И этот человек, который таил в себе речь, садился перед событием, которое надвигалось с востока, и начинал говорить, понемногу, примеривался к будущему слову, катал по языку: социум-социум – прагматизм, выдавливающий из людей поделки, всех этих лисичек… Жёлтый цвет приходил из мутно-желтушных амбиций, больше похожих на болезнь, чем на волю. Синицы в рукавах как большая клочковая жизнь, разодранная на синичность, но не на птиц.
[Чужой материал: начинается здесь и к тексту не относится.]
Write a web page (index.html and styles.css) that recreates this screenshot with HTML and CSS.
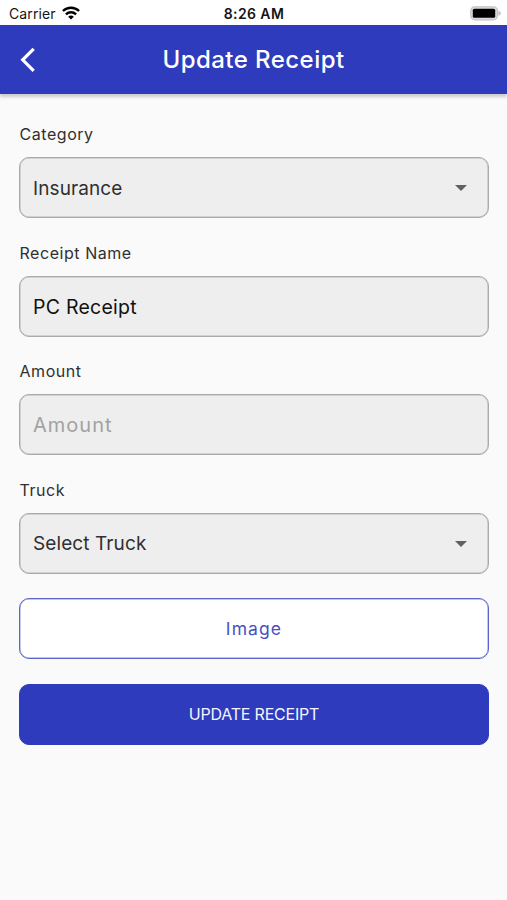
FILE: index.html
```html
<!DOCTYPE html>
<html lang="en">
<head>
<meta charset="utf-8">
<meta name="viewport" content="width=device-width, initial-scale=1">
<title>Update Receipt</title>
<link rel="stylesheet" href="styles.css">
</head>
<body>
<div class="status">
  <div class="carrier"><span>Carrier</span>
    <svg class="wifi" width="18" height="14" viewBox="0 0 18 14" fill="none" stroke="#000" stroke-width="2.4"><path d="M.9 5C5.500.6 12.500.6 17.100 5"/><path d="M3.900 8.300C6.800 5.600 11.200 5.600 14.100 8.300"/><path d="M9 13.400 6.200 10.700C7.800 9.200 10.200 9.200 11.800 10.700Z" fill="#000" stroke="none"/></svg>
  </div>
  <span class="time">8:26 AM</span>
  <svg class="battery" width="31" height="15" viewBox="0 0 31 15"><rect x=".8" y=".8" width="26.600" height="13" rx="4" fill="#ddd" stroke="#c4c4c4" stroke-width="1.300"/><rect x="2.800" y="2.800" width="22.400" height="9" rx="1.500" fill="#000"/><path d="M28.500 4.600Q30.800 5.600 30.800 7.300T28.500 10Z" fill="#bdbdbd"/></svg>
</div>
<header class="appbar">
  <svg class="back" width="16" height="26" viewBox="0 0 16 26" fill="none" stroke="#fff" stroke-width="3.200"><path d="M13.700 1.800 2.700 12.800 13.700 23.800"/></svg>
  <h1 class="title">Update Receipt</h1>
</header>
<main class="form">
  <div class="field">
    <span class="label">Category</span>
    <div class="box"><span class="value insurance">Insurance</span><svg class="caret" width="12" height="6" viewBox="0 0 12 6"><path d="M0 0H12L6 6Z" fill="#616161"/></svg></div>
  </div>
  <div class="field">
    <span class="label">Receipt Name</span>
    <div class="box"><span class="entry">PC Receipt</span></div>
  </div>
  <div class="field">
    <span class="label">Amount</span>
    <div class="box"><span class="entry placeholder">Amount</span></div>
  </div>
  <div class="field">
    <span class="label">Truck</span>
    <div class="box"><span class="value">Select Truck</span><svg class="caret" width="12" height="6" viewBox="0 0 12 6"><path d="M0 0H12L6 6Z" fill="#616161"/></svg></div>
  </div>
  <button class="button outline" type="button"><span>Image</span></button>
  <button class="button primary" type="button"><span>UPDATE RECEIPT</span></button>
</main>
</body>
</html>
```
FILE: styles.css
```css
* { box-sizing: border-box; }
body { margin: 0; min-height: 900px; background: #fafafa; font-family: Inter, "Liberation Sans", sans-serif; color: #303030; }
.status { height: 25px; background: #fff; display: grid; grid-template-columns: 1fr auto 1fr; align-items: center; padding: 2px 6px 0 9px; color: #151515; font-size: 14px; line-height: 20px; }
.carrier { display: flex; align-items: center; gap: 6px; letter-spacing: .1px; }
.wifi { margin-top: -2px; }
.time { font-weight: 600; font-size: 14px; letter-spacing: .4px; margin-left: -2px; }
.battery { justify-self: end; }
.appbar { height: 69px; background: #2e3bbd; display: grid; grid-template-columns: 40px 1fr 40px; align-items: center; padding: 0 20px; box-shadow: 0 3px 3px rgba(0,0,0,.18); }
.title { margin: 0; color: #fff; font-size: 24px; font-weight: 500; line-height: 32px; text-align: center; letter-spacing: .45px; white-space: nowrap; }
.form { padding: 30px 18px 0 19px; }
.field { margin-bottom: 24.5px; }
.label { display: block; width: max-content; height: 20px; line-height: 20px; margin: 0 0 13px .5px; font-size: 16px; letter-spacing: .55px; }
.box { height: 61px; display: flex; align-items: center; justify-content: space-between; padding: 0 21px 0 13px; border: 1px solid #aaa; border-radius: 10px; background: #eee; box-shadow: inset 0 0 0 .5px #b5b5b5; }
.value { font-size: 19px; letter-spacing: .1px; padding-top: 1px; }
.caret { margin-top: 1px; }
.entry { font-size: 19.500px; color: #111; letter-spacing: .25px; padding-top: 1px; }
.placeholder { color: #a2a2a2; font-size: 20px; letter-spacing: 1px; }
.button { display: flex; width: 100%; height: 61px; align-items: center; justify-content: center; padding: 0; margin: 0 0 24.5px; border: 1px solid #5c65c8; border-radius: 10px; font: 17.5px/24px Inter, "Liberation Sans", sans-serif; letter-spacing: 1.1px; }
.outline { background: #fff; color: #4650c4; box-shadow: inset 0 0 0 .5px #8b92dc; }
.primary { background: #2e3bbd; border-color: #2e3bbd; color: #f4f5ff; font-size: 16px; letter-spacing: -.2px; }
```
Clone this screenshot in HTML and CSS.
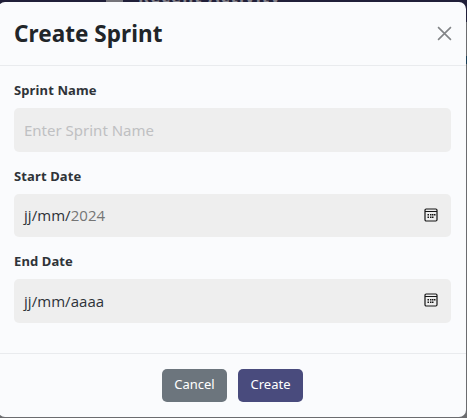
FILE: index.html
```html
<!DOCTYPE html>
<html lang="en">
<head>
<meta charset="utf-8">
<title>Create Sprint</title>
<link rel="stylesheet" href="styles.css">
</head>
<body>
<div class="backdrop"><span class="thumb"></span><span class="page-title">Recent Activity</span></div>
<span class="edge"></span>
<form class="modal">
  <header class="modal-header">
    <h1>Create Sprint</h1>
    <svg class="close" viewBox="0 0 14 14"><path d="M1 1L13 13M13 1L1 13"/></svg>
  </header>
  <div class="modal-body">
    <div class="label">Sprint Name</div>
    <div class="field name"><span class="placeholder">Enter Sprint Name</span></div>
    <div class="label">Start Date</div>
    <div class="field start"><span class="date">jj/mm/<span class="muted">2024</span></span>
      <svg class="calendar" viewBox="0 0 14 14"><rect class="frame" x="1" y="1" width="12" height="12" rx="1.2"/><path class="bar" d="M1 3.500H13"/><path class="dots" d="M6 6h1.500v1.500H6zM8 6h1.500v1.500H8zM10 6h1.500v1.500H10zM3.500 6H5v1.500H3.500zM3.500 8.500H5V10H3.500zM6 8.500h1.500V10H6zM8 8.500h1.500V10H8z"/></svg>
    </div>
    <div class="label">End Date</div>
    <div class="field end"><span class="date">jj/mm/aaaa</span>
      <svg class="calendar" viewBox="0 0 14 14"><rect class="frame" x="1" y="1" width="12" height="12" rx="1.2"/><path class="bar" d="M1 3.500H13"/><path class="dots" d="M6 6h1.500v1.500H6zM8 6h1.500v1.500H8zM10 6h1.500v1.500H10zM3.500 6H5v1.500H3.500zM3.500 8.500H5V10H3.500zM6 8.500h1.500V10H6zM8 8.500h1.500V10H8z"/></svg>
    </div>
  </div>
  <footer class="modal-footer">
    <button type="button" class="btn cancel">Cancel</button>
    <button type="button" class="btn create">Create</button>
  </footer>
</form>
</body>
</html>
```
FILE: styles.css
```css
* { box-sizing: border-box; }
body {
  margin: 0;
  height: 418px;
  overflow: hidden;
  position: relative;
  background: linear-gradient(#201f39 22px, #6b6c6f 22px);
  font-family: "Noto Sans", "Open Sans", sans-serif;
}
.backdrop {
  position: absolute;
  top: 0;
  left: 106px;
  height: 2px;
  width: 240px;
  overflow: hidden;
}
.thumb { position: absolute; width: 17px; height: 2px; background: #75747a; }
.page-title {
  position: absolute;
  left: 32px;
  top: -13px;
  font-size: 17px;
  line-height: 20px;
  font-weight: 700;
  letter-spacing: 1px;
  color: #85828a;
  white-space: nowrap;
}
.edge { position: absolute; right: 0; top: 56px; width: 1px; height: 8px; background: #183d55; }
.modal {
  position: relative;
  width: 468px;
  height: 415px;
  margin: 0 0 0 -2px;
  top: 2px;
  border-radius: 7px;
  background: #fafbfd;
  display: flex;
  flex-direction: column;
}
.modal-header {
  height: 64px;
  flex: none;
  border-bottom: 1px solid #e9ebee;
  padding: 0 14px 0 16px;
  display: flex;
  align-items: center;
  justify-content: space-between;
}
h1 {
  margin: 0;
  font-size: 22.5px;
  line-height: 30px;
  font-weight: 700;
  letter-spacing: .05px;
  color: #212529;
}
.close { width: 15px; height: 15px; fill: none; stroke: #828487; stroke-width: 1.5; }
.modal-body { flex: 1; padding: 15px 15px 0 16px; }
.label {
  height: 19px;
  line-height: 19px;
  font-size: 13px;
  font-weight: 700;
  letter-spacing: .12px;
  color: #2f3338;
}
.field {
  margin: 8px 0 15px;
  padding: 0 13px 0 10px;
  border-radius: 5px;
  background: #eee;
  font-size: 15px;
  display: flex;
  align-items: center;
  justify-content: space-between;
}
.name, .end { height: 44px; }
.start { height: 43px; }
.placeholder { color: #bfc0c2; }
.date { color: #2d3238; font-family: "Open Sans", sans-serif; font-weight: 400; letter-spacing: .05px; }
.start .date, .start .calendar, .end .calendar { margin-bottom: 2px; }
.muted { color: #757575; }
.calendar { width: 14px; height: 14px; flex: none; }
.frame { fill: none; stroke: #151515; stroke-width: 1.2; }
.bar { stroke: #151515; stroke-width: 1; }
.dots { fill: #151515; }
.modal-footer {
  flex: none;
  height: 64px;
  border-top: 1px solid #e9ebee;
  display: flex;
  justify-content: center;
  align-items: center;
  gap: 11px;
  padding-left: 1px;
}
.btn {
  width: 65px;
  height: 33px;
  padding: 0 0 2px;
  border: 0;
  border-radius: 5px;
  font: 400 13px/19px "Noto Sans", sans-serif;
  color: #fff;
}
.cancel { background: #6c757d; }
.create { background: #494b7d; }
```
Общество – как электрически повторяемое изо дня в день. И кажется, что стоит только отпасть, как погибнут всякие возможности, и отщепенец застрянет там, на старом носителе, а человеческое будет бежать с достоинством победителя, помахивая коллективным огнём.
Как электрически повторяемое… Так человек хотел продолжать, но бумажные змеи летали в его голове, поверхности различных форм, и на каждом какие-то записи – он старался прочитать, и это сбивало, многое сбивало. Бумажные змеи, и какое-то слово, большое, постоянное, звуком не представленное, серное, сплошное – даль. Даль. Где-то вдалеке мелькал огонёк, и если присмотреться, там был не коллективный огонь, но какое-то чудо – это был человек. Далёкий человек, отошедший вперёд, и Дариус хотел окликнуть его, но что-то мешало, что-то мешало, и это была даль – то, что не давало окликнуть, не давало пройти, и можно было только прищуриться, смотреть на него издалека, гадая, что это за человек и почему он так светится.
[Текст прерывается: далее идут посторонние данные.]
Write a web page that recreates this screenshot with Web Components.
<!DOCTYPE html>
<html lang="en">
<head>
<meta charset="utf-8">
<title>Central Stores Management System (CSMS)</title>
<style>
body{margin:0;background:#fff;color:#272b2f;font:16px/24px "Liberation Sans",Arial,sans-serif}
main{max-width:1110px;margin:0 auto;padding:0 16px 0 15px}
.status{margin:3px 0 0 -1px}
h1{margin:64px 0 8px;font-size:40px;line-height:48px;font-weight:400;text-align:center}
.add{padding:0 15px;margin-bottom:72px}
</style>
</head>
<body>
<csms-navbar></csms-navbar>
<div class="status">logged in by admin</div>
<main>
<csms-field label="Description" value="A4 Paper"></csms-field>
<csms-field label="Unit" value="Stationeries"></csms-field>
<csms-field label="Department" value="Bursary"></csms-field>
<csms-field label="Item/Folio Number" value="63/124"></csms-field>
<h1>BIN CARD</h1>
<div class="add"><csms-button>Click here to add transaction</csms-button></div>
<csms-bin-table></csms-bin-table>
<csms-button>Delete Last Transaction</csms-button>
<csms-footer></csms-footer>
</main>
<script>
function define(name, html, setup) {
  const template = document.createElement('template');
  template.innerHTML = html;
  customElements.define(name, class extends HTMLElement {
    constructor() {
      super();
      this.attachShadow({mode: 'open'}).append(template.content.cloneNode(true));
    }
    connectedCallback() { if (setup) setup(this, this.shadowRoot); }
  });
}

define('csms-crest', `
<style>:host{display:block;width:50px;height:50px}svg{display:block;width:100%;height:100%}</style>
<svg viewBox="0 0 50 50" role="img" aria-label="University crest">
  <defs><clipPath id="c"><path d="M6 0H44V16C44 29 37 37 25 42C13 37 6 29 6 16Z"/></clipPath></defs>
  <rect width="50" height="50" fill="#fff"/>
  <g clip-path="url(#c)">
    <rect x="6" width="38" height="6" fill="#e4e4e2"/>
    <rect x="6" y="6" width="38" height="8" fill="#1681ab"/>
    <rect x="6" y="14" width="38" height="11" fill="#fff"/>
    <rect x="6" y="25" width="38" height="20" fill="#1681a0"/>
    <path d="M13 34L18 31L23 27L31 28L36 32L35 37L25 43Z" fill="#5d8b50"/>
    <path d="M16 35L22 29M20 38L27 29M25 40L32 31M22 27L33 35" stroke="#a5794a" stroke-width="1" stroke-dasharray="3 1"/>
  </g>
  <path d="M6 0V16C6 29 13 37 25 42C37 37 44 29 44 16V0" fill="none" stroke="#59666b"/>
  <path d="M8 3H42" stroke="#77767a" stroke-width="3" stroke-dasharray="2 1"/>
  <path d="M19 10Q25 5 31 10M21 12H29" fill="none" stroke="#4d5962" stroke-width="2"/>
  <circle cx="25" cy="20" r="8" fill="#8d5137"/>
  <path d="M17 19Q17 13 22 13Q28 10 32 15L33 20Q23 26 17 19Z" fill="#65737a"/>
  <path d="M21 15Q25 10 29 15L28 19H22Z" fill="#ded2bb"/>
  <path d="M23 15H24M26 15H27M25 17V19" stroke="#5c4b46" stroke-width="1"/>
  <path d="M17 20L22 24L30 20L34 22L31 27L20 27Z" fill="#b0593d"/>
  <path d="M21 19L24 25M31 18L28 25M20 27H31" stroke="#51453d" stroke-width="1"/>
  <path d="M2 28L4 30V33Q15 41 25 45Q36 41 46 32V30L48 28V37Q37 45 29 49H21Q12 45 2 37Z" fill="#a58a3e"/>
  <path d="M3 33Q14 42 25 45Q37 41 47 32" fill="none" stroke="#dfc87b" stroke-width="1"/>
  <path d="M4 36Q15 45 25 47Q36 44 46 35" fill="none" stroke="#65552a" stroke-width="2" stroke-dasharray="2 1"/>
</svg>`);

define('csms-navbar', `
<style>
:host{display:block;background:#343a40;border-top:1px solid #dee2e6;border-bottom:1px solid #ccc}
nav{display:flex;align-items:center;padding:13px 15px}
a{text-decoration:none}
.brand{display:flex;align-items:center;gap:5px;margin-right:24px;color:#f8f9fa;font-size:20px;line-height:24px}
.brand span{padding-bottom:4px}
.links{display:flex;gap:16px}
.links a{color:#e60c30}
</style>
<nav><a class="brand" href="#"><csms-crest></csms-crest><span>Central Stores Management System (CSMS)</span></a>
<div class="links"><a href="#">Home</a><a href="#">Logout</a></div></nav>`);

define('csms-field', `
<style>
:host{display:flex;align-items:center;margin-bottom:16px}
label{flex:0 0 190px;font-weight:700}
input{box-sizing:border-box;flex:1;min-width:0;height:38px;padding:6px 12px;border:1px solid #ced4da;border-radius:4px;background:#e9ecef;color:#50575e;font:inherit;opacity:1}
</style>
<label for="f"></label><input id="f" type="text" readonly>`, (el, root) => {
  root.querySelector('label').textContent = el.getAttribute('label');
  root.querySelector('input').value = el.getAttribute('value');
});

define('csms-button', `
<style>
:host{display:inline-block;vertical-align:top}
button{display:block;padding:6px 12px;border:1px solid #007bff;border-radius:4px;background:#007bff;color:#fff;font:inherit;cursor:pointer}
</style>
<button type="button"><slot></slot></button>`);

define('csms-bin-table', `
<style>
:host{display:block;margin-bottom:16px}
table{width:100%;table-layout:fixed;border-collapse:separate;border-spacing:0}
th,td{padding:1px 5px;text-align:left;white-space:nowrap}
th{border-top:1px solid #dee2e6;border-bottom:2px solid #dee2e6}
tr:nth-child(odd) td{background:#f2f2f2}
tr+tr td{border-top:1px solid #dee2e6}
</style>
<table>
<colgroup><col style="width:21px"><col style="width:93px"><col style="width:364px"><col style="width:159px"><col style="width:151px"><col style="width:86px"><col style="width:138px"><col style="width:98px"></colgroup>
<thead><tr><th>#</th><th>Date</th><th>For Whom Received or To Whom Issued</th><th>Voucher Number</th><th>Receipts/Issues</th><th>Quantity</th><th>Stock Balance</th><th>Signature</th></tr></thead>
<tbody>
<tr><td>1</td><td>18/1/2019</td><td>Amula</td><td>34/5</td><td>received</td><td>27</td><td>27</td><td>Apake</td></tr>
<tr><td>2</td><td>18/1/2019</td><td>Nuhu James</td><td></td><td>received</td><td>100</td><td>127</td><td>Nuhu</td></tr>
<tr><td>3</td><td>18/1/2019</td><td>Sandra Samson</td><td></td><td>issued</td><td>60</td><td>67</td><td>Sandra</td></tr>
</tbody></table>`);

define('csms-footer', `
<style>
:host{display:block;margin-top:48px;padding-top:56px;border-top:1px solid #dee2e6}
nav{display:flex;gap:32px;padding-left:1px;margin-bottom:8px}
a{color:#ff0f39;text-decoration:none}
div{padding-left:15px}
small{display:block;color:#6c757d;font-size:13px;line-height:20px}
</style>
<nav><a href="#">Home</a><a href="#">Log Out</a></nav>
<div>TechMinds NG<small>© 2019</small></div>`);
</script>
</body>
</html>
Редкие объекты прорывались из невидимости. Дариус попробовал двинуться вперёд, но его выкидывало, и тогда он пошёл в обход – путём своей мысли. Так он тянулся туда, пока не возникло поле, и по его краям люди сидели с уловками, между ними – остроугольный срыв, там, где надо было пройти, но не сорваться, выставив свои нервы как лопасти. Даль – это мешало, но это же начало помогать.
Что такое даль? Можно было зайти издалека, вспомнить про социальную даль, выделить заочные кусты, заочные горы, заочно увидеть пейзаж, пройти удалённое обучение любви. Заочные темы, потом – заочные люди… Это даль, которую они вывели, – но это не та даль.
Даль… И надо было разобраться, что-то очень родное. Это даль, а это – позвонок… Даль молчалива, а «позвонок-звонок» – я слышу его. Почему я слышу его? (перепутал слова). Позвонок – это не звук, просто раньше люди пели через внутренности, и от этого у них музыка копилась в костях. А теперь играют не из костей, но на слабости. Это даль, а это позвонок, как деревянный нерв, пойманный в болезненном состоянии, как обособленная жизнь, и откуда во мне дерево-нерв, наверно, это интуитивное дерево, и жаль, что он не читал по деревьям. Каждый человек был засажен внутренними деревьями. Всюду проступала кора, земная кора, внешняя кора лица, и позвонок-звонок…
Так он вырастал из себя, придумывал какие-то деревья, чтобы прятаться за ними, смотреть из потайного места, смотреть на того незнакомого, который стоял впереди и к которому вела эта даль. Даль. Вот он, человек, разделён. Первый человек недалекий, из него обычно живут: берут то, что под рукой, и живут, а второй, напротив, далёкий, и эти двое связаны между собой, вернее, разделены – далью разделены. Кто там стоит? Он настоящий стоит там – далёкий, собственный проводник, готовый учитель, и так к нему хочется приблизиться, сократить эту даль.
Как он становился грозой, надвигался на него, как он летел, но далёкий никак не приближался. Огромный моток дали. И я сворачиваю его глазами, и вот уже дерево, и я упираюсь глазами в его огромные трещины и вижу там времена. Пытаюсь наковырять изнутри, но там только жуки, как бегающие глаза. Жуки – это глаза на ножках, кто-то смотрит, и глаза разбегаются…
Даль. Она оставалась между ними. И снова он проходил через мысль: как люди не знали себя из себя, не могли рассмотреть и перекидывали зрение в далёкого, оттуда можно было наблюдать за собой, формируя ощущение прошлого, и папка воспоминаний копилась. Человек прицеливался и кидал мозготочку в идущего впереди, но не добрасывал: даль не позволяла. Это надо было уметь – кидать против дали, но он, конечно, не знал, как именно нужно кидать, а просто вымысливал, представлял, как он бросает мозготочку, и сам весь летит туда, в далёкого человека. Добросить не получалось, но некий результат всё-таки был – новое ощущение. Когда он пытался добросить, что-то проявилось, это было усилие, и даль немного рассеивалась. Созидательный порыв жизни, когда человек замечает что-то, начиная с крохотных, зелёных мыслей о будущем и заканчивая крупными вздутыми мыслями о призвании. Жизнь – это усилие, но некоторым не дано: длинная лень обмотана вокруг головы.